William Orrin Robinson, 94, a Department of Agriculture chemist for 50 years who specialized in the chemistry of infertile soils, died Monday at the Iliff Nursing Home in Dunn Loring Va., following a heart attack.
Mr. Robinson joined Agriculture in 1903. One of his first assignments was to check foods for impurities and toxic substances before the Food and Drug Administration was formed to take over this function. But his basic work was on the chemistry of soils and why some soils are not fertile.
He developed an induction furnace and an electric thermostat to monitor some of his experiments. Following his retirement from Agriculture in the early 1950s, he was a consultant to the U.S. Geological Survey.
Mr. Robinson lived in Falls Church for many years. At one time he grew 257 varieties of grapes in his vineyard.
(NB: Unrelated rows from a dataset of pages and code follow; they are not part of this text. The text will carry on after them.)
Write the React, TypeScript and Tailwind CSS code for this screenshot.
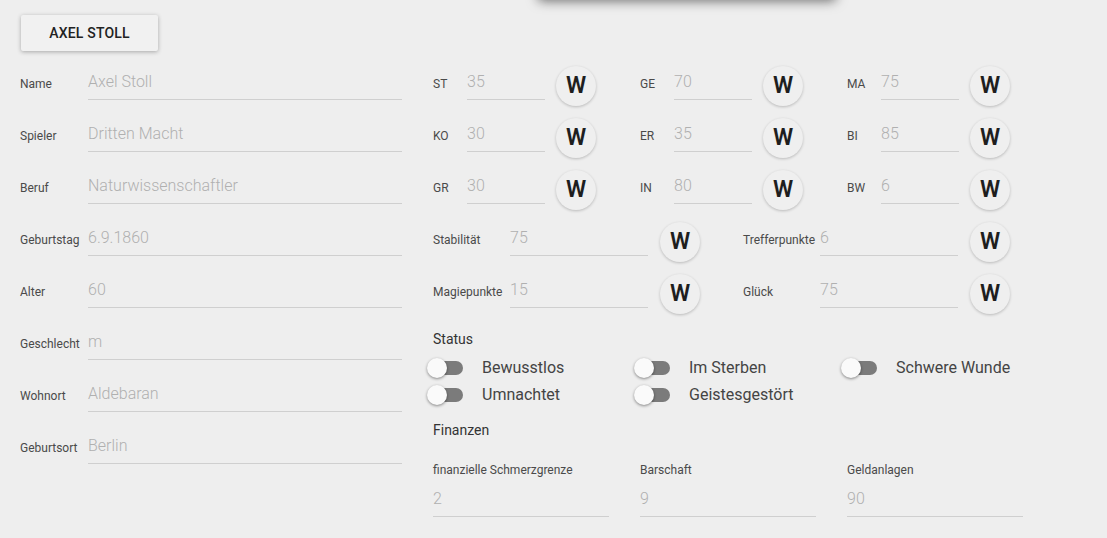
import React from "react";

const leftRows: [string, string][] = [
  ["Name", "Axel Stoll"],
  ["Spieler", "Dritten Macht"],
  ["Beruf", "Naturwissenschaftler"],
  ["Geburtstag", "6.9.1860"],
  ["Alter", "60"],
  ["Geschlecht", "m"],
  ["Wohnort", "Aldebaran"],
  ["Geburtsort", "Berlin"],
];

const attrRows: [string, string][][] = [
  [["ST", "35"], ["GE", "70"], ["MA", "75"]],
  [["KO", "30"], ["ER", "35"], ["BI", "85"]],
  [["GR", "30"], ["IN", "80"], ["BW", "6"]],
];

const derived: [string, string][][] = [
  [["Stabilität", "75"], ["Trefferpunkte", "6"]],
  [["Magiepunkte", "15"], ["Glück", "75"]],
];

function WButton() {
  return (
    <div className="mt-[3px] flex h-[40px] w-[40px] shrink-0 items-center justify-center rounded-full bg-[#efefef] text-[23px] font-semibold leading-none text-[#1e1e1e] shadow-[0_1px_3px_rgba(0,0,0,0.22)]">
      W
    </div>
  );
}

function Value({ v, w }: { v: string; w: string }) {
  return (
    <div className={`flex h-[31px] items-center border-b border-[#cfcfcf] pb-[4px] text-[16px] font-light text-[#b0b0b0] ${w}`}>
      {v}
    </div>
  );
}

function Switch({ label }: { label: string }) {
  return (
    <div className="w-[207px]">
      <div className="-ml-[6px] flex h-[27px] items-center">
        <div className="relative h-[20px] w-[36px] shrink-0">
          <div className="absolute left-[4px] top-[3px] h-[14px] w-[32px] rounded-full bg-[#7b7b7b]" />
          <div className="absolute left-0 top-0 h-[20px] w-[20px] rounded-full bg-[#fafafa] shadow-[0_1px_3px_rgba(0,0,0,0.45)]" />
        </div>
        <span className="ml-[19px] text-[16px] text-[#444]">{label}</span>
      </div>
    </div>
  );
}

export default function App() {
  return (
    <div className="relative min-h-[538px] w-full overflow-hidden bg-[#eeeeee] font-['Roboto',sans-serif]">
      <div className="absolute left-[538px] top-[-50px] h-[48px] w-[298px] rounded-[4px] bg-[#e8e8e8] shadow-[0_3px_12px_rgba(0,0,0,0.55)]" />
      <div className="px-[20px] pt-[15px]">
        <div className="ml-[1px] flex h-[36px] w-[137px] items-center justify-center rounded-[2px] bg-[#f1f1f1] text-[14px] font-medium tracking-[0.2px] text-[#222] shadow-[0_1px_4px_rgba(0,0,0,0.3)]">
          AXEL STOLL
        </div>
        <div className="mt-[7px] flex">
          <div className="w-[382px]">
            {leftRows.map(([l, v]) => (
              <div key={l} className="flex h-[52px] items-center">
                <div className="w-[68px] shrink-0 text-[12px] text-[#4a4a4a]">{l}</div>
                <Value v={v} w="flex-1" />
              </div>
            ))}
          </div>
          <div className="ml-[31px] flex-1">
            {attrRows.map((row, i) => (
              <div key={i} className="flex h-[52px] items-center">
                {row.map(([l, v]) => (
                  <div key={l} className="flex w-[207px] items-center">
                    <div className="w-[34px] shrink-0 text-[12px] text-[#4a4a4a]">{l}</div>
                    <Value v={v} w="w-[78px]" />
                    <div className="ml-[11px]">
                      <WButton />
                    </div>
                  </div>
                ))}
              </div>
            ))}
            {derived.map((row, i) => (
              <div key={i} className="flex h-[52px] items-center">
                {row.map(([l, v]) => (
                  <div key={l} className="flex w-[310px] items-center">
                    <div className="w-[77px] shrink-0 text-[12px] text-[#4a4a4a]">{l}</div>
                    <Value v={v} w="w-[138px]" />
                    <div className="ml-[12px]">
                      <WButton />
                    </div>
                  </div>
                ))}
              </div>
            ))}
            <div className="mt-[11px] h-[20px] text-[14px] leading-[20px] text-[#333]">Status</div>
            <div className="mt-[5px] flex">
              <Switch label="Bewusstlos" />
              <Switch label="Im Sterben" />
              <Switch label="Schwere Wunde" />
            </div>
            <div className="flex">
              <Switch label="Umnachtet" />
              <Switch label="Geistesgestört" />
            </div>
            <div className="mt-[12px] h-[20px] text-[14px] leading-[20px] text-[#333]">Finanzen</div>
            <div className="mt-[22px] flex">
              {[
                ["finanzielle Schmerzgrenze", "2"],
                ["Barschaft", "9"],
                ["Geldanlagen", "90"],
              ].map(([l, v]) => (
                <div key={l} className="w-[207px]">
                  <div className="h-[16px] text-[12px] leading-[16px] text-[#4a4a4a]">{l}</div>
                  <div className="flex h-[39px] w-[176px] items-center border-b border-[#cfcfcf] pt-[3px] text-[16px] font-light text-[#b0b0b0]">
                    {v}
                  </div>
                </div>
              ))}
            </div>
          </div>
        </div>
      </div>
    </div>
  );
}
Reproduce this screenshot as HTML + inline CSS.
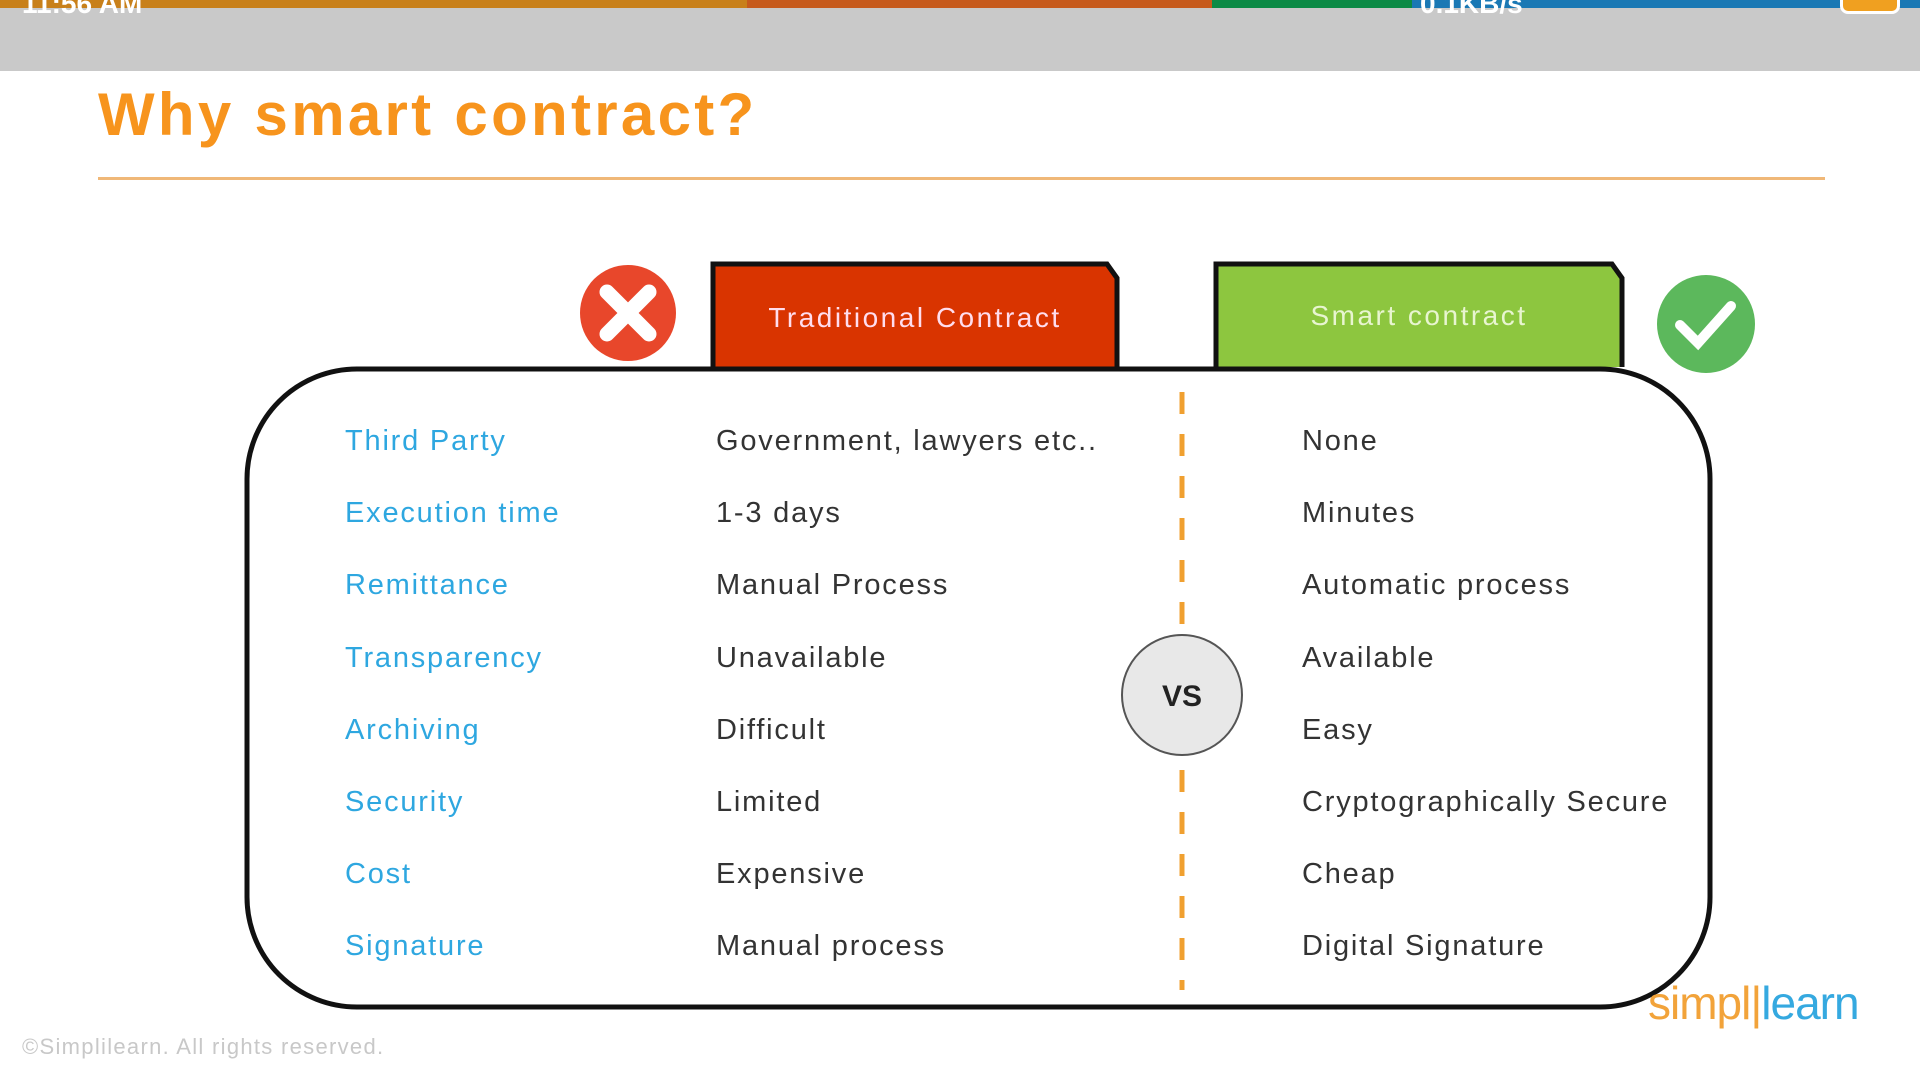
<!DOCTYPE html>
<html><head><meta charset="utf-8"><style>
*{margin:0;padding:0;box-sizing:border-box}
body{width:1920px;height:1080px;background:#fff;position:relative;overflow:hidden;font-family:"Liberation Sans",sans-serif}
.abs{position:absolute}
.row{position:absolute;font-size:29px;color:#333;line-height:36px;letter-spacing:1.8px}
.lbl{color:#2ea7e0}
</style></head><body>
<div class="abs" style="left:0;top:0;width:1920px;height:71px;background:#c9c9c9"></div>
<div class="abs" style="left:0;top:0;width:747px;height:8px;background:#c8801a"></div>
<div class="abs" style="left:747px;top:0;width:465px;height:8px;background:#c65a1c"></div>
<div class="abs" style="left:1212px;top:0;width:200px;height:8px;background:#0b8a45"></div>
<div class="abs" style="left:1412px;top:0;width:508px;height:8px;background:#1a78b4"></div>
<div class="abs" style="left:22px;top:-12px;color:#fff;font-size:28px;font-weight:bold">11:56 AM</div>
<div class="abs" style="left:1420px;top:-12px;color:#fff;font-size:28px;font-weight:bold">0.1KB/s</div>
<div class="abs" style="left:1840px;top:-14px;width:60px;height:28px;border:3px solid #fff;border-radius:8px;background:#f0a020"></div>

<div class="abs" style="left:98px;top:80px;font-size:60px;font-weight:bold;color:#f7941d;letter-spacing:3.3px">Why smart contract?</div>
<div class="abs" style="left:98px;top:177px;width:1727px;height:3px;background:#f0b878"></div>

<svg class="abs" style="left:0;top:0" width="1920" height="1080">
<circle cx="628" cy="313" r="48" fill="#e8472b"/>
<path d="M607 292 L649 334 M649 292 L607 334" stroke="#fff" stroke-width="15" stroke-linecap="round"/>
<path d="M713 367 L713 264 L1107 264 L1117 278 L1117 367" fill="#d93400" stroke="#111" stroke-width="5"/>
<path d="M1216 367 L1216 264 L1612 264 L1622 278 L1622 367" fill="#8dc63f" stroke="#111" stroke-width="5"/>
<circle cx="1706" cy="324" r="49" fill="#5cb85c"/>
<path d="M1680 325 L1698 343 L1731 306" stroke="#fff" stroke-width="10" fill="none" stroke-linecap="round"/>
<rect x="247" y="369" width="1463" height="638" rx="110" fill="none" stroke="#111" stroke-width="5"/>
<line x1="1182" y1="392" x2="1182" y2="625" stroke="#f0a030" stroke-width="5" stroke-dasharray="22,20"/>
<line x1="1182" y1="770" x2="1182" y2="990" stroke="#f0a030" stroke-width="5" stroke-dasharray="22,20"/>
<circle cx="1182" cy="695" r="60" fill="#e8e8e8" stroke="#555" stroke-width="2"/>
<text x="1182" y="706" font-size="30" font-weight="bold" font-family="Liberation Sans" text-anchor="middle" fill="#222">VS</text>
</svg>
<div class="abs" style="left:713px;top:302px;width:404px;text-align:center;color:#fde;font-size:28px;letter-spacing:2.5px">Traditional Contract</div>
<div class="abs" style="left:1216px;top:300px;width:406px;text-align:center;color:#e8f5d0;font-size:28px;letter-spacing:2.5px">Smart contract</div>

<div class="row lbl" style="left:345px;top:423px">Third Party</div>
<div class="row lbl" style="left:345px;top:495px">Execution time</div>
<div class="row lbl" style="left:345px;top:567px">Remittance</div>
<div class="row lbl" style="left:345px;top:640px">Transparency</div>
<div class="row lbl" style="left:345px;top:712px">Archiving</div>
<div class="row lbl" style="left:345px;top:784px">Security</div>
<div class="row lbl" style="left:345px;top:856px">Cost</div>
<div class="row lbl" style="left:345px;top:928px">Signature</div>

<div class="row" style="left:716px;top:423px">Government, lawyers etc..</div>
<div class="row" style="left:716px;top:495px">1-3 days</div>
<div class="row" style="left:716px;top:567px">Manual Process</div>
<div class="row" style="left:716px;top:640px">Unavailable</div>
<div class="row" style="left:716px;top:712px">Difficult</div>
<div class="row" style="left:716px;top:784px">Limited</div>
<div class="row" style="left:716px;top:856px">Expensive</div>
<div class="row" style="left:716px;top:928px">Manual process</div>

<div class="row" style="left:1302px;top:423px">None</div>
<div class="row" style="left:1302px;top:495px">Minutes</div>
<div class="row" style="left:1302px;top:567px">Automatic process</div>
<div class="row" style="left:1302px;top:640px">Available</div>
<div class="row" style="left:1302px;top:712px">Easy</div>
<div class="row" style="left:1302px;top:784px">Cryptographically Secure</div>
<div class="row" style="left:1302px;top:856px">Cheap</div>
<div class="row" style="left:1302px;top:928px">Digital Signature</div>

<div class="abs" style="left:1648px;top:976px;font-size:46px;letter-spacing:-1px"><span style="color:#f2a33a">simpl</span><span style="color:#f2a33a">|</span><span style="color:#35a9e0">learn</span></div>
<div class="abs" style="left:22px;top:1034px;font-size:22px;color:#c8c8c8;letter-spacing:1.3px">©Simplilearn. All rights reserved.</div>
</body></html>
He was born in Marlborough, N.H., and earned bachelor's and master's degrees at the University of New Hampshire. He served in the U.S. cavalry along the Mexican border during the expedition against Pancho Villa in 1916. After the United States entered World War I, he became major in the Army Chemical Corps.
Mr. Robinson's wife, the former Mary Collins Sherman, died in 1929.
Survivors include two sons, George A., of Falls Church, and William Orrin Jr., of Eagle Pass., Tex.; two daughters, Polly Whyte, of Accokeek, Md., and Joyce Kraus, of Berkeley, Calif.; 11 grandchildren, and one great-grandson.